Diego Marques, 14 de Novembro de 2015. 

Referências bibliográficas
VIANA, Nildo.  As representações cotidianas e as correntes de opiniões. In Revista Espaço Livre, Vol. 10, nº 9, jan/jun. 2015a.
VIANA, Nildo.  A invenção do inimigo imaginário. Disponível em http://informecritica.blogspot.com.br/2011/04/invencao-do-inimigo-imaginario.html Acessado em 14 de Novembro de 2015b.

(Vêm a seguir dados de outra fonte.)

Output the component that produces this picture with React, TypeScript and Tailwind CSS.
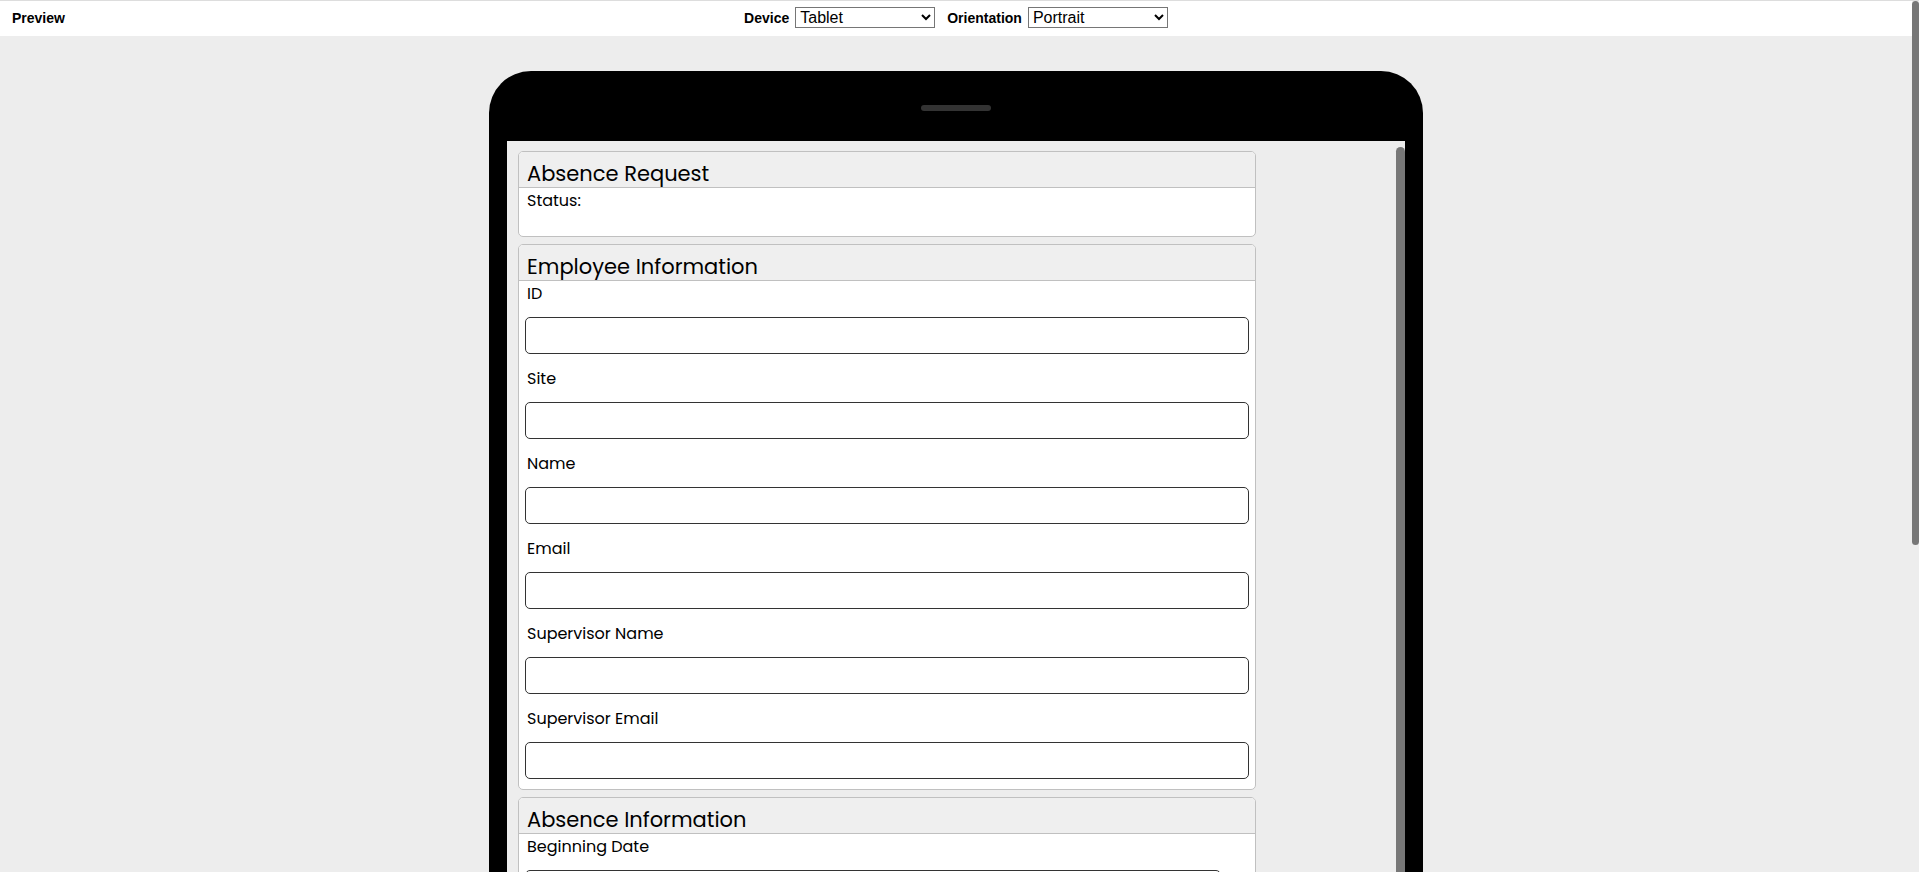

[1][1] Usaremos aqui essa expressão tendo em vista a capacidade que ela tem de fazer as pessoas assimilarem o fenômeno que queremos explicar, isto porque pelos objetivos do texto buscamos nos posicionar diretamente sobre os fatos aqui relatados para um público mais amplo. Contudo, atentamos para os que nos leem, que essa ideia de capitalismo global possui diversos problemas, pois não dá conta da especificidade do momento atual do capitalismo, na medida em que trata-se do período de acumulação integral, intensificação da repressão, estados neoliberais, neoimperialismo, ideologias pós-modernas entre outros fenômenos, que são sinteticamente explicados na obra de Nildo Viana O capitalismo na era da acumulação integral.